There is something in the air today – a no-going-back-to-winter thyme-damp smell of approaching green. The skies seem to have cried their last and we breathe in the scent of relaxation in our morning nest of skin, Egyptian cotton and fur. On descending for coffee, the alluring display of our Californian guest’s dinky red lace G-strings hanging to dry promotes some initial insecurity on my part and Julian assures me (of, I have to admit it, BIG pants comfort) that it is skin and white cotton that he prefers.

It seems, now that the breeze is touching ours at last, skin is in the air. Yesterday we went with our elegantly lingeried friend to our favourite wine-merchant – Goubert - to stock up on our favourite whites – Cuvée ‘V’ 100% viognier, and ‘Favoris’- 50% Viognier and 50% Roussane. We fell, naturally, for the free apéro called ‘dégustation’ and, informing us it was her last day, Madame Cartier’s assistant was very generous in her servings. While she was pouring, starting on the reds with the Sablet, moving through the Beaumes de Venise and to the Gigondas, culminating in the Queen of Reds – Cuvée Florence named after their daughter, she did a fine impression of Julian’s English pronunciation:

“Koovay Vee!!!!!” she tittered.

The proprietors joined us, inviting us into the back for a more intimate ‘continuation’, shyly explaining that it wasn’t as glamorous as the Californian vineyards our friend was used to.

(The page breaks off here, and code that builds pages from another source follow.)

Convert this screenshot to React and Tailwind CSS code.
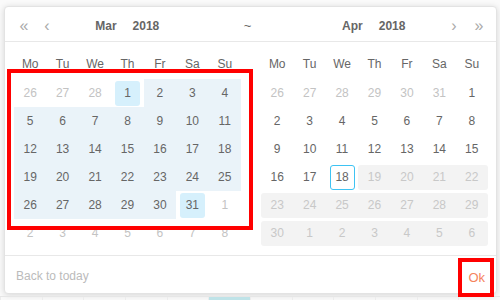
import React from "react";

const WEEK = ["Mo", "Tu", "We", "Th", "Fr", "Sa", "Su"];

// left month: March 2018 (range 1 -> 31)
const MAR = [
  [26, 27, 28, 1, 2, 3, 4],
  [5, 6, 7, 8, 9, 10, 11],
  [12, 13, 14, 15, 16, 17, 18],
  [19, 20, 21, 22, 23, 24, 25],
  [26, 27, 28, 29, 30, 31, 1],
  [2, 3, 4, 5, 6, 7, 8],
];

const APR = [
  [26, 27, 28, 29, 30, 31, 1],
  [2, 3, 4, 5, 6, 7, 8],
  [9, 10, 11, 12, 13, 14, 15],
  [16, 17, 18, 19, 20, 21, 22],
  [23, 24, 25, 26, 27, 28, 29],
  [30, 1, 2, 3, 4, 5, 6],
];

function Header({ side, month }) {
  return (
    <div className="grid h-[34px] w-[227px] grid-cols-[60px_1fr_60px] items-center pt-[3px]">
      <div className="flex items-center text-[16px] text-[#aaa]">
        {side === "left" && (
          <>
            <span className="ml-[2px] w-[16px] text-center">«</span>
            <span className="ml-[7px] w-[16px] text-center">‹</span>
          </>
        )}
      </div>
      <div className="flex items-center justify-center gap-[16px] text-[12px] font-bold text-[#666]">
        <span>{month}</span>
        <span>2018</span>
      </div>
      <div className="flex items-center justify-end text-[16px] text-[#aaa]">
        {side === "right" && (
          <>
            <span className="w-[16px] text-center">›</span>
            <span className="ml-[9px] w-[16px] text-center">»</span>
          </>
        )}
      </div>
    </div>
  );
}

function Weekdays() {
  return (
    <div className="grid h-[28px] w-[227px] grid-cols-7 items-center text-center text-[12px] text-[#666]">
      {WEEK.map((w) => (
        <span key={w}>{w}</span>
      ))}
    </div>
  );
}

function MarchGrid() {
  return (
    <div className="flex w-[227px] flex-col">
      {MAR.map((row, r) => (
        <div key={r} className="grid h-[28px] grid-cols-7">
          {row.map((d, c) => {
            const out = (r === 0 && c < 3) || (r === 4 && c === 6) || r === 5;
            const end = (r === 0 && c === 3) || (r === 4 && c === 5);
            const inRange = !out && !end;
            return (
              <div
                key={c}
                className={`flex items-center justify-center ${inRange ? "bg-[#eaf3f9]" : ""}`}
              >
                <span
                  className={`flex h-[25px] w-[25px] items-center justify-center rounded-[3px] text-[12px] ${
                    end ? "bg-[#d6f0fc] text-[#666]" : out ? "text-[#c3c3c3]" : "text-[#666]"
                  }`}
                >
                  {d}
                </span>
              </div>
            );
          })}
        </div>
      ))}
    </div>
  );
}

function AprilGrid() {
  return (
    <div className="flex w-[227px] flex-col">
      {APR.map((row, r) => {
        if (r < 3) {
          return (
            <div key={r} className="grid h-[28px] grid-cols-7 items-center text-center text-[12px]">
              {row.map((d, c) => (
                <span key={c} className={r === 0 && c < 6 ? "text-[#c3c3c3]" : "text-[#666]"}>
                  {d}
                </span>
              ))}
            </div>
          );
        }
        if (r === 3) {
          return (
            <div key={r} className="grid h-[28px] grid-cols-7 items-center text-center text-[12px]">
              <span className="text-[#666]">16</span>
              <span className="text-[#666]">17</span>
              <div className="flex justify-center">
                <span className="flex h-[25px] w-[25px] items-center justify-center rounded-[3px] border border-[#3ec3f3] text-[#666]">
                  18
                </span>
              </div>
              <div className="col-span-4 grid h-[25px] grid-cols-4 items-center rounded-[3px] bg-[#f3f3f3] text-[#c8c8c8]">
                {row.slice(3).map((d) => (
                  <span key={d}>{d}</span>
                ))}
              </div>
            </div>
          );
        }
        return (
          <div key={r} className="flex h-[28px] items-center">
            <div className="grid h-[25px] w-full grid-cols-7 items-center rounded-[3px] bg-[#f3f3f3] text-center text-[12px] text-[#c8c8c8]">
              {row.map((d, c) => (
                <span key={c}>{d}</span>
              ))}
            </div>
          </div>
        );
      })}
    </div>
  );
}

export default function App() {
  return (
    <div
      className="relative flex h-[300px] w-[500px] flex-col overflow-hidden bg-[#fafafa]"
      style={{ fontFamily: '"Liberation Sans", Arial, sans-serif' }}
    >
      {/* picker popup */}
      <div className="ml-[4px] mt-[6px] flex h-[289px] w-[493px] flex-col rounded-[4px] border border-[#e3e3e3] bg-white shadow-[0_1px_6px_rgba(0,0,0,0.15)]">
        <div className="flex border-b border-[#e8e8e8] px-[9px]">
          <Header side="left" month="Mar" />
          <div className="flex w-[20px] items-center justify-center pt-[3px] text-[13px] text-[#666]">
            <span className="mr-[6px]">~</span>
          </div>
          <Header side="right" month="Apr" />
        </div>

        <div className="flex gap-[20px] px-[9px] pt-[8px]">
          <div className="flex flex-col gap-[1px]">
            <Weekdays />
            <MarchGrid />
          </div>
          <div className="flex flex-col gap-[1px]">
            <Weekdays />
            <AprilGrid />
          </div>
        </div>

        <div className="mt-[8px] flex flex-1 items-center justify-between border-t border-[#e8e8e8] px-[11px] pt-[3px]">
          <span className="text-[12px] text-[#bbb]">Back to today</span>
          <span className="mt-[3px] text-[13px] text-[#f5845c]">Ok</span>
        </div>
      </div>

      {/* table row peeking below */}
      <div className="mt-[2px] grid h-[4px] grid-cols-12 border-t border-[#e6e6e6]">
        {Array.from({ length: 12 }).map((_, i) => (
          <div key={i} className={`border-l border-[#ececec] ${i === 5 ? "bg-[#bfe3e8]" : ""}`} />
        ))}
      </div>

      {/* annotation boxes */}
      <div className="pointer-events-none absolute left-[7px] top-[69px] h-[161px] w-[246px] border-[4px] border-[#ff0000]" />
      <div className="pointer-events-none absolute left-[458px] top-[258px] h-[39px] w-[36px] border-[4px] border-[#ff0000]" />
    </div>
  );
}
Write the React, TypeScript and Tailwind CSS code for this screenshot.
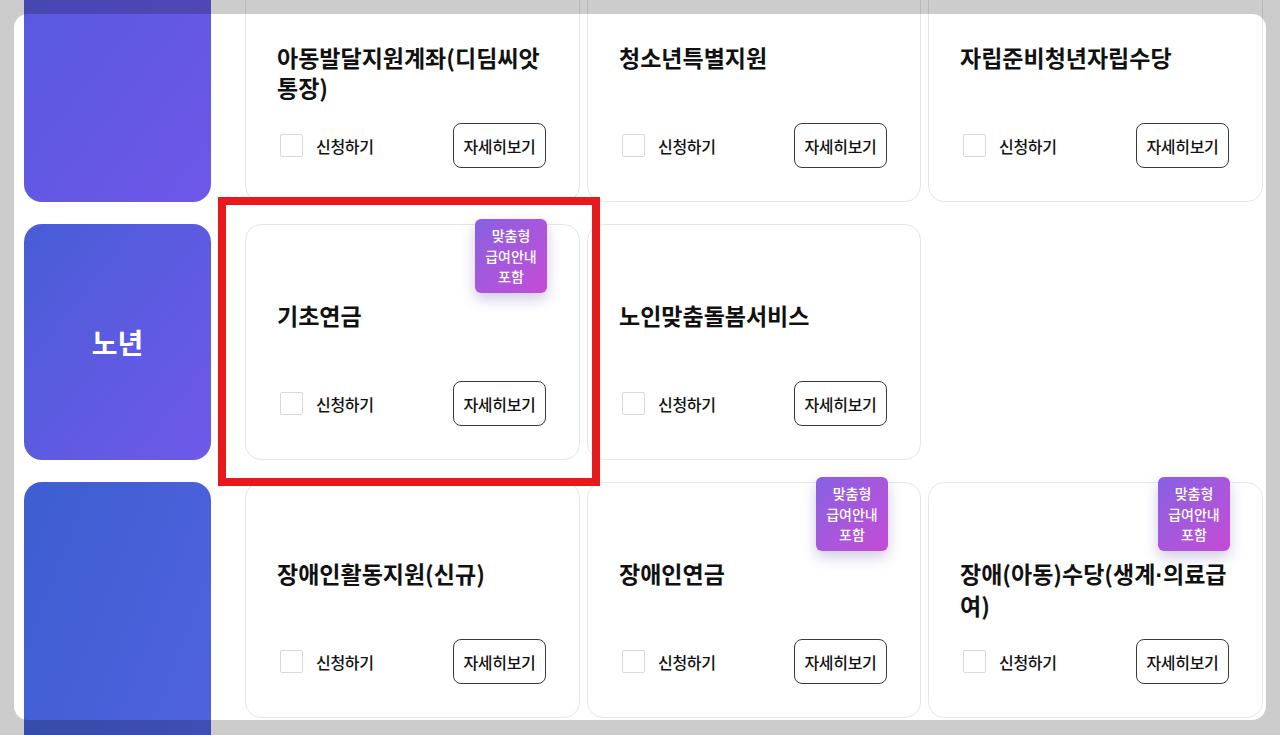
import React from "react"

type Benefit = {
  title: React.ReactNode
  badge?: boolean
}

type Row = {
  label?: string
  blockClass: string
  items: (Benefit | null)[]
}

const rows: Row[] = [
  {
    blockClass: "h-[236px] bg-gradient-to-br from-[#5659de] to-[#6e57e9]",
    items: [
      { title: "아동발달지원계좌(디딤씨앗통장)" },
      { title: "청소년특별지원" },
      { title: "자립준비청년자립수당" },
    ],
  },
  {
    label: "노년",
    blockClass: "h-[236px] bg-gradient-to-br from-[#475dd7] to-[#6f58ea]",
    items: [{ title: "기초연금", badge: true }, { title: "노인맞춤돌봄서비스" }, null],
  },
  {
    // this category runs on below the visible area
    blockClass: "h-[494px] bg-gradient-to-br from-[#3d5ed0] to-[#5563e4]",
    items: [
      { title: "장애인활동지원(신규)" },
      { title: "장애인연금", badge: true },
      {
        title: (
          <>
            장애(아동)수당(생계<span className="font-['Liberation_Sans',sans-serif]">·</span>의료급여)
          </>
        ),
        badge: true,
      },
    ],
  },
]

function Badge() {
  return (
    <div className="absolute top-[-6px] right-[32px] flex h-[74px] w-[72px] items-center justify-center rounded-[6px] bg-gradient-to-br from-[#8760e2] to-[#c44ad6] text-center text-[14px] font-medium leading-[20.5px] text-white shadow-[0_6px_14px_rgba(90,60,160,0.28)]">
      맞춤형
      <br />
      급여안내
      <br />
      포함
    </div>
  )
}

function BenefitCard({ item }: { item: Benefit }) {
  return (
    <div className="relative flex h-[236px] flex-col rounded-[16px] border border-[#e5e6e8] bg-white pl-[31px] pr-[33px] pb-[33px] pt-[75px]">
      {item.badge && <Badge />}
      <h3 className="text-[23px] font-bold leading-[30px] text-[#111]">{item.title}</h3>
      <div className="mt-auto flex items-center justify-between">
        <label className="flex items-center">
          <span className="ml-[3px] h-[23px] w-[23px] rounded-[2px] border border-[#d6d9df] bg-white" />
          <span className="ml-[13px] text-[16px] font-medium tracking-[-0.3px] text-[#111]">신청하기</span>
        </label>
        <button className="flex h-[45px] w-[93px] items-center justify-center rounded-[8px] border border-[#3a3a3a] bg-white text-[16px] font-medium tracking-[-0.3px] text-[#111]">
          자세히보기
        </button>
      </div>
    </div>
  )
}

export default function App() {
  return (
    <div className="relative h-[735px] w-[1280px] overflow-hidden bg-white font-['Noto_Sans_CJK_KR','Noto_Sans',sans-serif]">
      {/* benefit rows */}
      <div className="mt-[-34px] flex flex-col gap-[22px] pl-[24px]">
        {rows.map((row, i) => (
          <div key={i} className="flex items-start">
            <div className={`flex w-[187px] shrink-0 items-center justify-center rounded-[18px] ${row.blockClass}`}>
              {row.label && <span className="text-[28px] font-bold text-white">{row.label}</span>}
            </div>
            <div className="ml-[34px] grid grid-cols-[335px_334px_335px] gap-[7px]">
              {row.items.map((item, j) => (item ? <BenefitCard key={j} item={item} /> : <div key={j} />))}
            </div>
          </div>
        ))}
      </div>

      {/* highlight annotation */}
      <div className="pointer-events-none absolute left-[218px] top-[197px] h-[289px] w-[382px] border-[8px] border-[#e6191c]" />

      {/* dimmed frame around the white panel */}
      <div className="pointer-events-none absolute top-[14px] left-[14px] right-[14px] bottom-[15px] rounded-[14px] shadow-[0_0_0_2000px_rgba(0,0,0,0.2)]" />
    </div>
  )
}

“We have never been to California. We would love to go and see Sonoma and Napa, but we do not have the time – or the ‘les moyens’”. I said how much more I enjoyed the wine here, and particularly the less commercial approach. For a start you don’t, in general, have to pay for tastings. “Yes”, Madame Cartier agreed “We are more ‘terroir’ here. Florence went to California this year. She liked it, but you know, ‘comme ça’…”

Somehow, I think it was more the lack of time than means that prevented their crossing the Atlantic to see how the other side did it.

We moved on, via art and music (They have a friend that plays the harpsichord and wondered if J ever painted pastels of flowers to give their friend on her birthday) to corks. Monsieur Cartier, his peasant face now sharply defined and animated, explained to us the magic of the cork: “ The plastic is fine for young wines, that you do not have to lay down, but the cork allows the wine to breathe just enough and therefore evolve. Nowadays, with everyone in apartments, no-one has space to lay their wines down and therefore most wines are made to drink young.”

The knowledgable middle aged assistant slipped away, leaving her young blonde replacement who knew nothing about wine but whose social charges were surely less.

We left, with our gifted bottle of Cuvée ‘V’ and Madame saying “It goes beautifully with asparagus! My peonies are out now so the asparagus should be here soon!”. And so the thread of the debate between the hermetically sealed and the breathing skin continues through our wine drinking, as it will through our renovation (starting as soon as the dancing hemp builder receives the inspiration) and perhaps even our choice of underwear.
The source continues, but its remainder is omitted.